University of California’s Riverside and Irvine campuses are to use IBM Corp’s Mach-derived microkernel for research into distributed shared memory and real-time technology.
Irish communications minister Michael Lowry says the government has reached agreement on the sell-off of up to 35% of state-owned phone company Telecom Eireann: he says that permission to postpone full deregulation of the telecommunications sector until 2000, two years after most of the rest of the European Community and putting it in the same basket as near third world countries like Greece, will be sought; the government also clarified its position on its proposed strategic alliance with a major telecommunications operator and said the partner should be willing to participate actively in changes within the company, inject funds to reduce debt and show a long-term commitment to the Irish market.

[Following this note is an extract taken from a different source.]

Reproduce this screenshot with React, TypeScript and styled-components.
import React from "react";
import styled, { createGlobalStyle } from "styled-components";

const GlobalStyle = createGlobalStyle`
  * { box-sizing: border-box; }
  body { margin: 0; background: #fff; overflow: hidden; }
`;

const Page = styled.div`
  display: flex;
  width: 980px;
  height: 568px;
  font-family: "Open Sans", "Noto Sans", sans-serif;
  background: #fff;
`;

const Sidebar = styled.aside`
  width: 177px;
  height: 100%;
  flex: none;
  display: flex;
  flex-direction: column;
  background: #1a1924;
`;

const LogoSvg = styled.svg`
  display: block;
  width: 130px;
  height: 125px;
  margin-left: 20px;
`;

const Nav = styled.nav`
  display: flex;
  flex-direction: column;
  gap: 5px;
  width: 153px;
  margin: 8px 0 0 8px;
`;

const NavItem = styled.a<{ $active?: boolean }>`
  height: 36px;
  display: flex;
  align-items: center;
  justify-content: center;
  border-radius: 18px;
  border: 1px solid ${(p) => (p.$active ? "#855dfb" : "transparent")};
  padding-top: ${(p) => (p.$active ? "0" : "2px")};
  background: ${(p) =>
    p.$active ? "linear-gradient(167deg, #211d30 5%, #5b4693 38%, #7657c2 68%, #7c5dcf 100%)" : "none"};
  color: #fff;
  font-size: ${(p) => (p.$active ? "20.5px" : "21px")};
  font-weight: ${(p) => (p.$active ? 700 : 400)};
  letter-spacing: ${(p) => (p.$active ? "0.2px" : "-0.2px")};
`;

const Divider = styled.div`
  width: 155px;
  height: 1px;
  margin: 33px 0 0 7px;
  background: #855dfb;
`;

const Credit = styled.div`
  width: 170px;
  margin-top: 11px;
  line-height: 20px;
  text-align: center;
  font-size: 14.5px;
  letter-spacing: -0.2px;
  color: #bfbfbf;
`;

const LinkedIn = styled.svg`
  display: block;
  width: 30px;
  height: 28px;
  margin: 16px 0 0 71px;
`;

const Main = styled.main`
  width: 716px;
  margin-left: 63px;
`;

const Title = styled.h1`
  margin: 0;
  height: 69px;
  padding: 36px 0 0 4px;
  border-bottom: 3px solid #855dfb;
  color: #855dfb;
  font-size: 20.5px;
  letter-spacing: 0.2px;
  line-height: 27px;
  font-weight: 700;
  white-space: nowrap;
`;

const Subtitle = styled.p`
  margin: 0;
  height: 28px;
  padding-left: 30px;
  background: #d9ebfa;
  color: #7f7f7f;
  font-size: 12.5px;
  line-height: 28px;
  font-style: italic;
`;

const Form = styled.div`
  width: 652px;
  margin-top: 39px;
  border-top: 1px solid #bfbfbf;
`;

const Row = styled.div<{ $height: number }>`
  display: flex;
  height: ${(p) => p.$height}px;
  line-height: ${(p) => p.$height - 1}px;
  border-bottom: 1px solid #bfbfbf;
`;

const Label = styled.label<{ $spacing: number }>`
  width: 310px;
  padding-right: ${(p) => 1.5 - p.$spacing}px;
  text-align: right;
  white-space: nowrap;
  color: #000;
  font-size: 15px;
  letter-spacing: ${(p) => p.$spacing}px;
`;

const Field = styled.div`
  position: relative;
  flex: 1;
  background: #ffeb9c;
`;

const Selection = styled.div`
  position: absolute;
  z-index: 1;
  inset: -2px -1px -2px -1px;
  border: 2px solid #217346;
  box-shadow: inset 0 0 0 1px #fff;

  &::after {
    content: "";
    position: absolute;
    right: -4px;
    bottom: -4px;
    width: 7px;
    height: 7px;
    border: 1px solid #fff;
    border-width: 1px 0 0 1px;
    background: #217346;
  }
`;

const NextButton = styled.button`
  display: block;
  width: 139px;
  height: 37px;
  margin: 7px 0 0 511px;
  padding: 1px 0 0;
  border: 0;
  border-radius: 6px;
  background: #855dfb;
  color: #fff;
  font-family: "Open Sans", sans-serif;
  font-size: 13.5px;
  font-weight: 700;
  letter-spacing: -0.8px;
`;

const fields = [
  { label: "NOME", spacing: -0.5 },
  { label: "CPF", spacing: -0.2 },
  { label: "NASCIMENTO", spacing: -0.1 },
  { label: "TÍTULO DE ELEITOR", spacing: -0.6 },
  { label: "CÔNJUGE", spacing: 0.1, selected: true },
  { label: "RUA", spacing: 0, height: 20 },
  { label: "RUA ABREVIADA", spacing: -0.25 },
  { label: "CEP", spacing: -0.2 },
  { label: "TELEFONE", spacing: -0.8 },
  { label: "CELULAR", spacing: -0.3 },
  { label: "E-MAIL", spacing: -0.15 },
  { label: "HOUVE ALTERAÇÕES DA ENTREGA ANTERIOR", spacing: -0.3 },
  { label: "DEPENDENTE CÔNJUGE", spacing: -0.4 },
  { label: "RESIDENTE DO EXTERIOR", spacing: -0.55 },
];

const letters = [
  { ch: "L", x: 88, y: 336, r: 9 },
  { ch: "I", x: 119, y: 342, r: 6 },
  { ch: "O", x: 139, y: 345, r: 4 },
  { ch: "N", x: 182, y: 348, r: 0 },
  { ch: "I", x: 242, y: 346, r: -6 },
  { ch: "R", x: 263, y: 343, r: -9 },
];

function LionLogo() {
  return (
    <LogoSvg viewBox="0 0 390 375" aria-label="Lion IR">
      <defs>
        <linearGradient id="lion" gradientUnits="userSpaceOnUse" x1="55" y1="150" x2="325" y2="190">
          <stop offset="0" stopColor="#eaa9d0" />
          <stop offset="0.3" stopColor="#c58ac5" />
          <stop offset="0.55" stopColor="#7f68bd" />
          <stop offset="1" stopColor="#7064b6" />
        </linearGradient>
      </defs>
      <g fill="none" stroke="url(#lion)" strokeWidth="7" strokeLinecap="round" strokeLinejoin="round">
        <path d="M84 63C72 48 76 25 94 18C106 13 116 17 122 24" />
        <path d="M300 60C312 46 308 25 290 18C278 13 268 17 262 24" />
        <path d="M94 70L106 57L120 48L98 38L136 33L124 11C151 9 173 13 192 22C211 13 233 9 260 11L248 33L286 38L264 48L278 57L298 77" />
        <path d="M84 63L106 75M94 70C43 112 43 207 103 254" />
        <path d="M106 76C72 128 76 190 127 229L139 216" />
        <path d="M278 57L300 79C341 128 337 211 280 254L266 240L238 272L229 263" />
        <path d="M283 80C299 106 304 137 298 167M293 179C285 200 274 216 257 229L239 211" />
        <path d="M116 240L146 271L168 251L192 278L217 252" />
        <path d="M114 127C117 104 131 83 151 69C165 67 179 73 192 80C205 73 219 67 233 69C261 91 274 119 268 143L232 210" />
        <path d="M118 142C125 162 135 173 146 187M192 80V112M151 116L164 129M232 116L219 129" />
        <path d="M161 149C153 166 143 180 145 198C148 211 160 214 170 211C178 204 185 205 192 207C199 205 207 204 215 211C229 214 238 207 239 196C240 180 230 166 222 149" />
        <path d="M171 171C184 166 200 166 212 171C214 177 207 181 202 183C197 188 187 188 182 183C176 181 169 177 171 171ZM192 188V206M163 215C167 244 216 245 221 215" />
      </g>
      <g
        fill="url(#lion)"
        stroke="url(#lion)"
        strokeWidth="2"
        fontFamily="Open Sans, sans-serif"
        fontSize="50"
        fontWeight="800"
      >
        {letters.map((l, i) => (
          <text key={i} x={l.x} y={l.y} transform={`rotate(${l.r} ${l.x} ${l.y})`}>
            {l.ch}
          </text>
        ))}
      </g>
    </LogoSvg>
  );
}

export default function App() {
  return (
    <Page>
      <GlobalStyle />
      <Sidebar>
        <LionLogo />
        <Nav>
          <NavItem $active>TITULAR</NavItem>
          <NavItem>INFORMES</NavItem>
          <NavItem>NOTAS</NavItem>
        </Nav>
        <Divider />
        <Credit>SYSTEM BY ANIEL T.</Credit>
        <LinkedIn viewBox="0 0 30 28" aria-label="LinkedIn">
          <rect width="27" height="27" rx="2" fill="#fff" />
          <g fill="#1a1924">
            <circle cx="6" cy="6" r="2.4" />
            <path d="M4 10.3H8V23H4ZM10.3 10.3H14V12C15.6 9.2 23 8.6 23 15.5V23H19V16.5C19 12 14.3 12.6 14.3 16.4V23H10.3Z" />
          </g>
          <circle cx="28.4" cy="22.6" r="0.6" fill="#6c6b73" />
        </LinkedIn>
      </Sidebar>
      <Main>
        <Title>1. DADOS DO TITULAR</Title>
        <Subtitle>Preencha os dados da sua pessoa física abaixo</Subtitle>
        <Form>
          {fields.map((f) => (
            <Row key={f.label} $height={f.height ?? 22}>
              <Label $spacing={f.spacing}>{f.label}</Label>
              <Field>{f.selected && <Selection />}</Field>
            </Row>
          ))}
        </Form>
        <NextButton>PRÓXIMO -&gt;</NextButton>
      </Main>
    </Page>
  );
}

Austin, Texas-based 1st Tech Corp, diversified provider of custom services for the electronics industry, formed a marketing and procurement alliance with Altos India Ltd, the high-volume manufacturing subsidiary of Pertech Computers Ltd, which claims to be India’s largest personal computer company: the two will jointly pursue marketing opportunities that require high-quality design, prototyping and manufacturing capabilities, and 1st Tech will provide US procurement services for Altos’s manufacturing in New Delhi.
Tandy Corp reports that July sales from all stores rose 25% to $385.1m compared with the same month last year, and at stores that were open a year ago, sales advanced by 6%.
With IBM Corp proclaiming itself network-centric, and Hewlett-Packard Co going on about how the network is the system, Sun Microsystems Inc is leaving the imitators behind, and was last week suggesting that no longer is the network simply the computer, but that the network is the business.
ECI Telecom Ltd says that it and Sprint Corp have reached a tentative agreement on a five-year distribution and purchase contract with a potential value of $30m: it initially covers ECI’s DTX-240 digital circuit multiplication program, which expands the amount of facsimile and speech traffic over digital satellite and fibre optic networks, the Israeli company said.